HASTALIKTAN KORUNMAK İÇİN HİJYEN ÖNEMLİ
El ayak hastalığına karşı korunmada en önemli tedbirin hijyen olduğuna dikkat çeken Uzm. Dr. Ersöz, şu önerilerde bulundu:
“Ellerin sık sık yıkanması, kirli ellerin ağıza ve yüze sürülmemesi çok büyük önem taşır. Bulaşıcı olduğu için bu hastalığa yakalanan kişilerden uzak durulması gerektiğini vurgulayan Ersöz; “ortamın sık sık havalandırılmasını, okul ve kreş gibi yerlerde ellerin ve yüzeylerin dezenfekte edilmesi, gerekli hijyen kurallarına uyulmasının hastalığın yayılma riskini engelleyeceğini belirtmektedir.”

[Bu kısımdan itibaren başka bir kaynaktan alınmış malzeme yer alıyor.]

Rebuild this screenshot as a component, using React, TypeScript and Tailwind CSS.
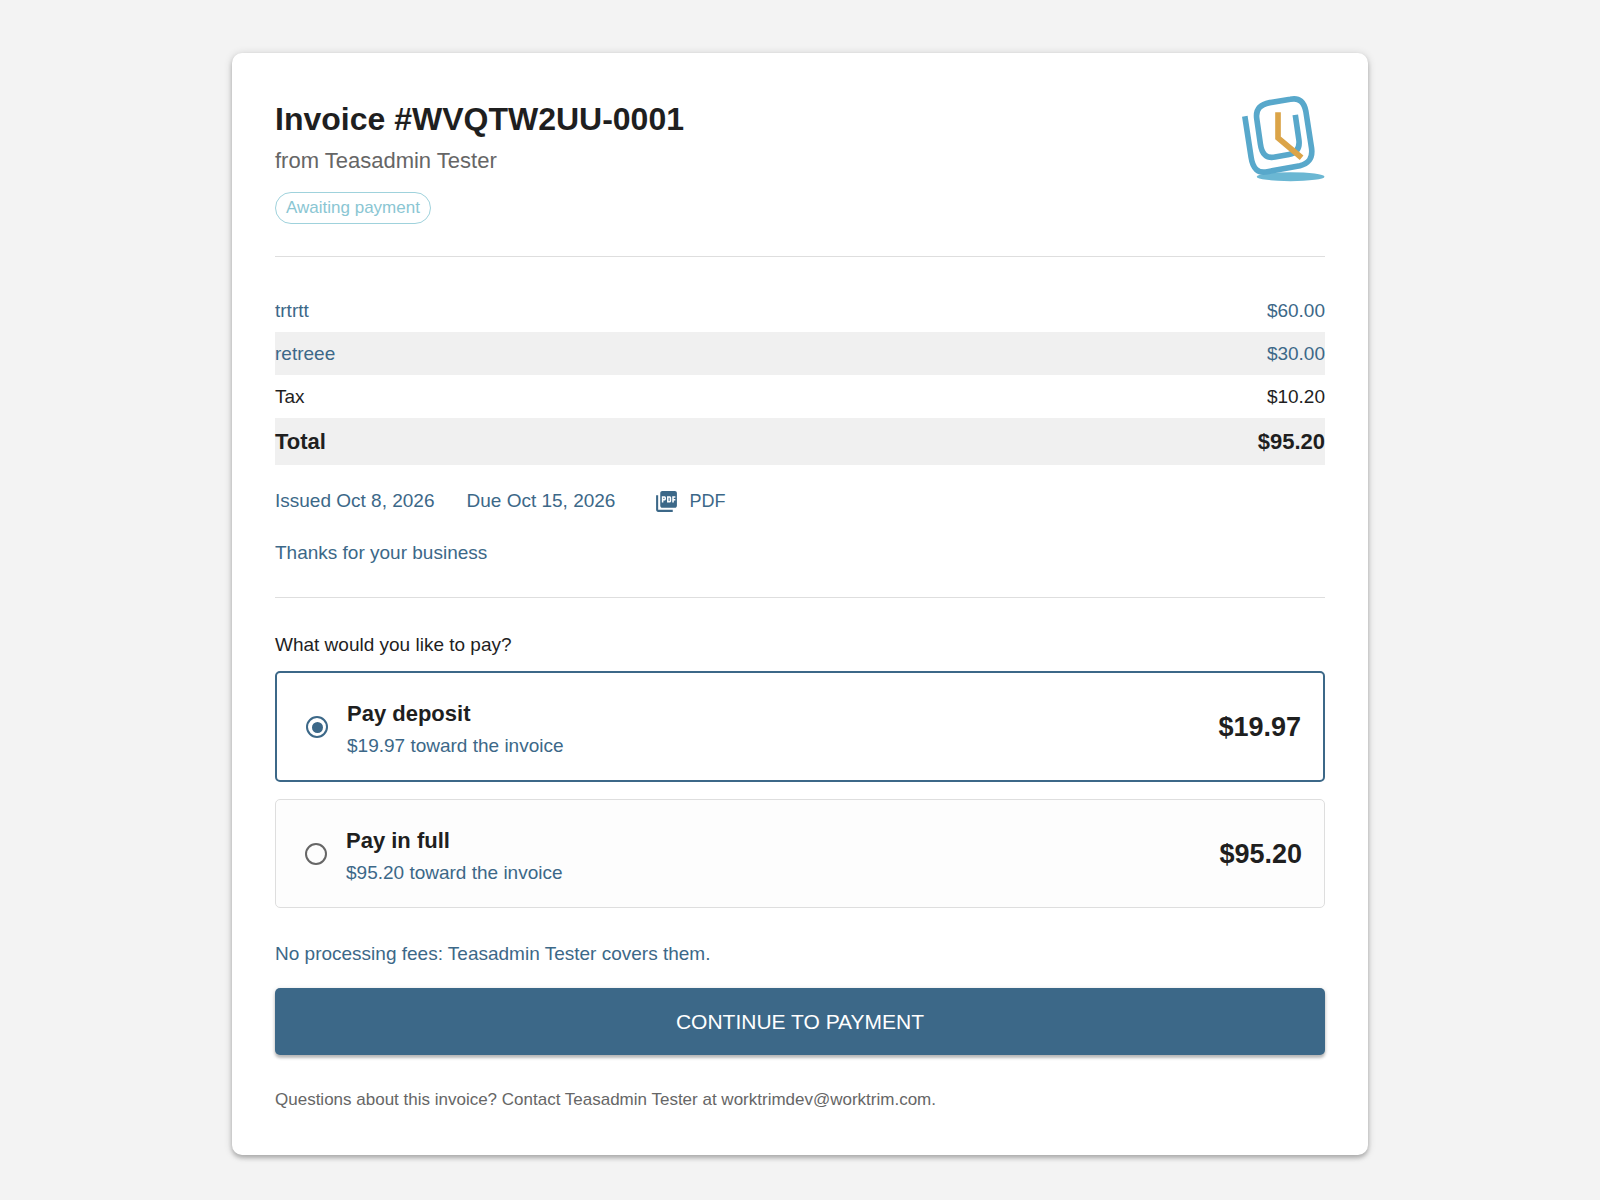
import { useState } from "react";
import { MdPictureAsPdf } from "react-icons/md";

const lines = [
  { label: "trtrtt", amount: "$60.00", style: "text-[#3c6888]" },
  { label: "retreee", amount: "$30.00", style: "text-[#3c6888] bg-[#f0f0f0]" },
  { label: "Tax", amount: "$10.20", style: "" },
];

const options = [
  { id: "deposit", title: "Pay deposit", amount: "$19.97" },
  { id: "full", title: "Pay in full", amount: "$95.20" },
];

function Logo() {
  return (
    <svg viewBox="62 47 255 262" className="h-[87px] w-[85px] shrink-0" fill="none" role="img" aria-label="Company logo">
      <ellipse cx="214" cy="290" rx="102" ry="13.5" fill="#6bb7d3" />
      <path
        d="M76 108 L95 232 C100 266 116 281 144 275 L242 257 C269 250 281 234 277 204 L260 94 C255 66 241 51 213 57 L151 67 C121 73 108 88 112 116 L123 192 C127 222 141 236 167 231 L209 223 C233 218 242 204 239 180 L228 104"
        stroke="#58a8cb"
        strokeWidth="17"
      />
      <path d="M176 96 V173 L247 233" stroke="#dba448" strokeWidth="17" />
    </svg>
  );
}

export default function App() {
  const [choice, setChoice] = useState("deposit");

  return (
    <div className="min-h-screen bg-[#f3f3f3] px-4 pt-[53px] pb-11 font-['Liberation_Sans',Arial,sans-serif] text-[19px] leading-[26px] text-[#1f1f1f]">
      <main className="mx-auto max-w-[1136px] rounded-[10px] bg-white p-[43px] shadow-[0_3px_4px_rgba(0,0,0,0.22),0_1px_8px_rgba(0,0,0,0.16)]">
        <header className="flex items-start justify-between border-b border-[#dedede] pb-8">
          <div>
            <h1 className="text-[32px] leading-[47px] font-bold">Invoice #WVQTW2UU-0001</h1>
            <p className="text-[22px] leading-[35px] text-[#666666]">from Teasadmin Tester</p>
            <span className="mt-3.5 flex h-8 w-fit items-center rounded-full border border-[#9fd2dc] px-2.5 text-[17px] text-[#8ac6d3]">
              Awaiting payment
            </span>
          </div>
          <Logo />
        </header>

        <table className="mt-8 w-full">
          <tbody>
            {lines.map((line) => (
              <tr key={line.label} className={line.style}>
                <th scope="row" className="h-[43px] text-left font-normal">{line.label}</th>
                <td className="text-right">{line.amount}</td>
              </tr>
            ))}
            <tr className="bg-[#f0f0f0] text-[22px] font-bold">
              <th scope="row" className="h-[47px] text-left">Total</th>
              <td className="text-right">$95.20</td>
            </tr>
          </tbody>
        </table>

        <div className="mt-5 flex h-8 items-center text-[#3c6888]">
          <span>Issued Oct 8, 2026</span>
          <span className="ml-8">Due Oct 15, 2026</span>
          <button type="button" className="ml-[39px] flex items-center gap-2.5 text-[18px]">
            <MdPictureAsPdf className="size-[25px]" />
            PDF
          </button>
        </div>
        <p className="mt-[23px] border-b border-[#dedede] pb-[31px] text-[#3c6888]">Thanks for your business</p>

        <fieldset className="mt-[34px]">
          <legend className="mb-[13px]">What would you like to pay?</legend>
          <div className="flex flex-col gap-[17px]">
            {options.map((option) => (
              <label
                key={option.id}
                className="flex cursor-pointer items-center rounded-[5px] border border-[#dedede] bg-[#fdfdfd] pt-[19px] pr-[22px] pb-[18px] pl-[29px] has-checked:border-2 has-checked:border-[#3c6888] has-checked:bg-white"
              >
                <input
                  type="radio"
                  name="payment"
                  value={option.id}
                  checked={choice === option.id}
                  onChange={() => setChoice(option.id)}
                  className="flex size-[22px] shrink-0 appearance-none items-center justify-center rounded-full border-2 border-[#666666] before:size-[11px] before:rounded-full checked:border-[#3c6888] checked:before:bg-[#3c6888]"
                />
                <span className="ml-[19px] flex grow flex-col pt-1.5">
                  <span className="text-[22px] leading-8 font-bold">{option.title}</span>
                  <span className="leading-8 text-[#3c6888]">{option.amount} toward the invoice</span>
                </span>
                <span className="text-[27px] leading-8 font-bold">{option.amount}</span>
              </label>
            ))}
          </div>
        </fieldset>

        <p className="mt-[33px] text-[#3c6888]">No processing fees: Teasadmin Tester covers them.</p>
        <button
          type="button"
          className="mt-[21px] h-[67px] w-full rounded-[5px] bg-[#3c6888] text-[21px] text-white uppercase shadow-[0_3px_3px_rgba(0,0,0,0.22),0_1px_5px_rgba(0,0,0,0.14)]"
        >
          Continue to payment
        </button>
        <p className="mt-[33px] text-[17px] leading-6 text-[#666666]">
          Questions about this invoice? Contact Teasadmin Tester at worktrimdev@worktrim.com.
        </p>
      </main>
    </div>
  );
}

BOL SU TÜKETİLMELİ VE BAHARATLI YİYECEKLERDEN UZAK DURULMALI
Hastalık sırasında iştahsızlık ve halsizliğin de görülebileceğini belirten Uzm. Dr. Ersöz; bu gibi etkiler görüldüğü zaman çocuklara mümkün olduğunca serin gıdalar (yoğurt, muhallebi, dondurma vs.) ve ağız içi yaraları tetiklemeyecek türden (baharatlı ve sıcak) yiyeceklerden kesinlikle uzak durulması gerektiğini, bol su tüketilmesine de dikkat edilmesi gerektiğini işaret etti.
BULAŞMAYI ÖNLEMENİN EN KOLAY YOLU SIK SIK EL YIKANMASI
Hastalığın ilk 7 günü bulaşın en yüksek olduğu dönem olduğunu vurgulayan Uzm. Dr. Ersöz, “Ancak virüs belirtiler tamamen kaybolduktan sonra da günler ve haftalar boyunca ağız sıvıları ve dışkı yoluyla yayılmaya devam etmektedir. Hastalığın başkalarına bulaşmasını önlemenin en kolay yolu çocuğunuzun elinin ve kendi elinizin iyice yıkanmasından geçmektedir. Özellikle çocuğun burnunu sildikten ve altını değiştirdikten sonra ellerin mutlaka yıkanması büyük önem taşımaktadır” diyerek sözlerini noktaladı.